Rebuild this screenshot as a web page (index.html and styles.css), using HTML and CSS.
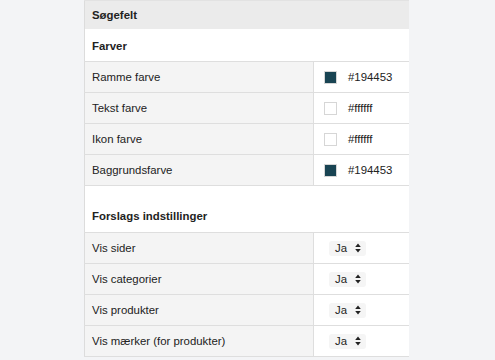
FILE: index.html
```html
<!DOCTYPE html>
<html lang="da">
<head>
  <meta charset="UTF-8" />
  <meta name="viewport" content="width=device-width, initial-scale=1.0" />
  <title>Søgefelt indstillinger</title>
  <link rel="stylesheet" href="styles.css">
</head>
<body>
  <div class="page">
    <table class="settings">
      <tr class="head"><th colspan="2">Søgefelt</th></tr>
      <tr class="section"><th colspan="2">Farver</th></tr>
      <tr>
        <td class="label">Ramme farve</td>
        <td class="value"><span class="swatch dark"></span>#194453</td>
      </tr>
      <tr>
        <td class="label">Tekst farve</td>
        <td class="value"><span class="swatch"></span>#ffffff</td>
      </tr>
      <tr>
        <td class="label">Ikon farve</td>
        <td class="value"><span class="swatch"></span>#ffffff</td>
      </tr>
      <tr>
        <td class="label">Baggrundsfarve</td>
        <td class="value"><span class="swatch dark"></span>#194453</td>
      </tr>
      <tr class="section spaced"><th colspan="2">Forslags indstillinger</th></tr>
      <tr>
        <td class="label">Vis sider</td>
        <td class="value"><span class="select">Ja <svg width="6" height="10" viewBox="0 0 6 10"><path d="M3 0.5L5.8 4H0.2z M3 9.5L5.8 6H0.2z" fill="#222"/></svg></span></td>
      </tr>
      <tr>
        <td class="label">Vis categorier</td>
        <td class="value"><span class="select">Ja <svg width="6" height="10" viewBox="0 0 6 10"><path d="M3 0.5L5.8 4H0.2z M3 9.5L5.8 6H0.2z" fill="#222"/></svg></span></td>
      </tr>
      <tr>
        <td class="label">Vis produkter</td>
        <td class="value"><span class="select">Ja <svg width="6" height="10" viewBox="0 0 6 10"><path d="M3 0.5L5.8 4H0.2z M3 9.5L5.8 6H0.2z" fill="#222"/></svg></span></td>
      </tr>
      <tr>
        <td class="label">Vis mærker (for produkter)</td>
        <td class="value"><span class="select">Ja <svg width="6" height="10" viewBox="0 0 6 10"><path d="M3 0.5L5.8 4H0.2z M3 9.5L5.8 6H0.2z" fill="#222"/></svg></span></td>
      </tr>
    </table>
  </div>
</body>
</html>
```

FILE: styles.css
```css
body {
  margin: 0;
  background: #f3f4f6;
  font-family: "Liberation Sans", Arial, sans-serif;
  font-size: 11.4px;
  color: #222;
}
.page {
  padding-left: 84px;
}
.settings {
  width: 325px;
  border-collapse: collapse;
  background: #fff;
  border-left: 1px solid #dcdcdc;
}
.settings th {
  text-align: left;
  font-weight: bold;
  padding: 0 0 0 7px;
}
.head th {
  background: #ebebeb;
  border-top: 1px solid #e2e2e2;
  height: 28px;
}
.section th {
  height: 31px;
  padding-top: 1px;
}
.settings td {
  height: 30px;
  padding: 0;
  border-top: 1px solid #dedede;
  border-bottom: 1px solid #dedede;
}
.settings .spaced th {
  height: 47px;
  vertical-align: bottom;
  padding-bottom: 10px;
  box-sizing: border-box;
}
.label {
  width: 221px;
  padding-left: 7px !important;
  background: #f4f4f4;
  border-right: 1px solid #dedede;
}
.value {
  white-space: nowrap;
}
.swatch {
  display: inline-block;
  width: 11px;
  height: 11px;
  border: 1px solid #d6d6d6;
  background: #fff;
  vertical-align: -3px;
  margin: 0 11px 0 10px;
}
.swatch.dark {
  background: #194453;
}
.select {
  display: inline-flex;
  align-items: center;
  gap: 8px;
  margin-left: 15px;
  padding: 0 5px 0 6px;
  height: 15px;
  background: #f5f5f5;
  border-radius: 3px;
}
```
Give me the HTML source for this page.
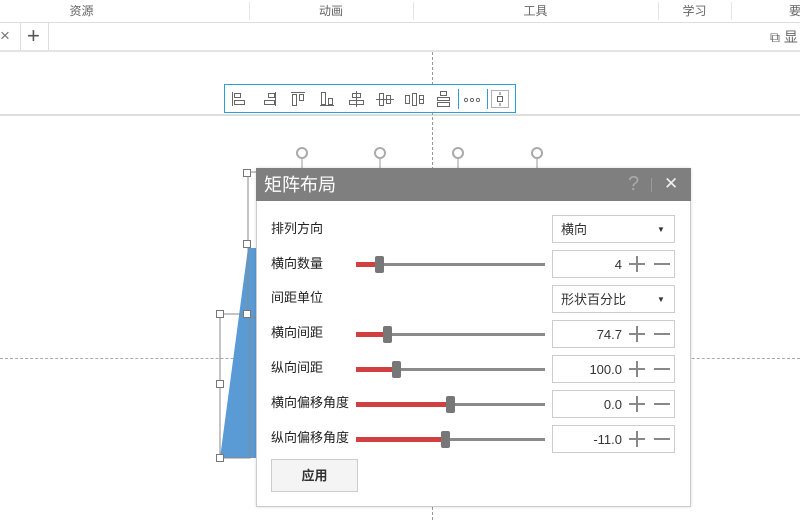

---

PROBLEM REQUIREMENTS: Make a word-for-word copy of the entries, without any pictures.

RESULT:
Rebuild this screenshot as a web page (index.html and styles.css), using HTML and CSS.
FILE: index.html
```html
<!DOCTYPE html>
<html lang="da">
<head>
  <meta charset="UTF-8" />
  <meta name="viewport" content="width=device-width, initial-scale=1.0" />
  <title>Søgefelt indstillinger</title>
  <link rel="stylesheet" href="styles.css">
</head>
<body>
  <div class="page">
    <table class="settings">
      <tr class="head"><th colspan="2">Søgefelt</th></tr>
      <tr class="section"><th colspan="2">Farver</th></tr>
      <tr>
        <td class="label">Ramme farve</td>
        <td class="value"><span class="swatch dark"></span>#194453</td>
      </tr>
      <tr>
        <td class="label">Tekst farve</td>
        <td class="value"><span class="swatch"></span>#ffffff</td>
      </tr>
      <tr>
        <td class="label">Ikon farve</td>
        <td class="value"><span class="swatch"></span>#ffffff</td>
      </tr>
      <tr>
        <td class="label">Baggrundsfarve</td>
        <td class="value"><span class="swatch dark"></span>#194453</td>
      </tr>
      <tr class="section spaced"><th colspan="2">Forslags indstillinger</th></tr>
      <tr>
        <td class="label">Vis sider</td>
        <td class="value"><span class="select">Ja <svg width="6" height="10" viewBox="0 0 6 10"><path d="M3 0.5L5.8 4H0.2z M3 9.5L5.8 6H0.2z" fill="#222"/></svg></span></td>
      </tr>
      <tr>
        <td class="label">Vis categorier</td>
        <td class="value"><span class="select">Ja <svg width="6" height="10" viewBox="0 0 6 10"><path d="M3 0.5L5.8 4H0.2z M3 9.5L5.8 6H0.2z" fill="#222"/></svg></span></td>
      </tr>
      <tr>
        <td class="label">Vis produkter</td>
        <td class="value"><span class="select">Ja <svg width="6" height="10" viewBox="0 0 6 10"><path d="M3 0.5L5.8 4H0.2z M3 9.5L5.8 6H0.2z" fill="#222"/></svg></span></td>
      </tr>
      <tr>
        <td class="label">Vis mærker (for produkter)</td>
        <td class="value"><span class="select">Ja <svg width="6" height="10" viewBox="0 0 6 10"><path d="M3 0.5L5.8 4H0.2z M3 9.5L5.8 6H0.2z" fill="#222"/></svg></span></td>
      </tr>
    </table>
  </div>
</body>
</html>
```

FILE: styles.css
```css
body {
  margin: 0;
  background: #f3f4f6;
  font-family: "Liberation Sans", Arial, sans-serif;
  font-size: 11.4px;
  color: #222;
}
.page {
  padding-left: 84px;
}
.settings {
  width: 325px;
  border-collapse: collapse;
  background: #fff;
  border-left: 1px solid #dcdcdc;
}
.settings th {
  text-align: left;
  font-weight: bold;
  padding: 0 0 0 7px;
}
.head th {
  background: #ebebeb;
  border-top: 1px solid #e2e2e2;
  height: 28px;
}
.section th {
  height: 31px;
  padding-top: 1px;
}
.settings td {
  height: 30px;
  padding: 0;
  border-top: 1px solid #dedede;
  border-bottom: 1px solid #dedede;
}
.settings .spaced th {
  height: 47px;
  vertical-align: bottom;
  padding-bottom: 10px;
  box-sizing: border-box;
}
.label {
  width: 221px;
  padding-left: 7px !important;
  background: #f4f4f4;
  border-right: 1px solid #dedede;
}
.value {
  white-space: nowrap;
}
.swatch {
  display: inline-block;
  width: 11px;
  height: 11px;
  border: 1px solid #d6d6d6;
  background: #fff;
  vertical-align: -3px;
  margin: 0 11px 0 10px;
}
.swatch.dark {
  background: #194453;
}
.select {
  display: inline-flex;
  align-items: center;
  gap: 8px;
  margin-left: 15px;
  padding: 0 5px 0 6px;
  height: 15px;
  background: #f5f5f5;
  border-radius: 3px;
}
```
Give me the HTML source for this page.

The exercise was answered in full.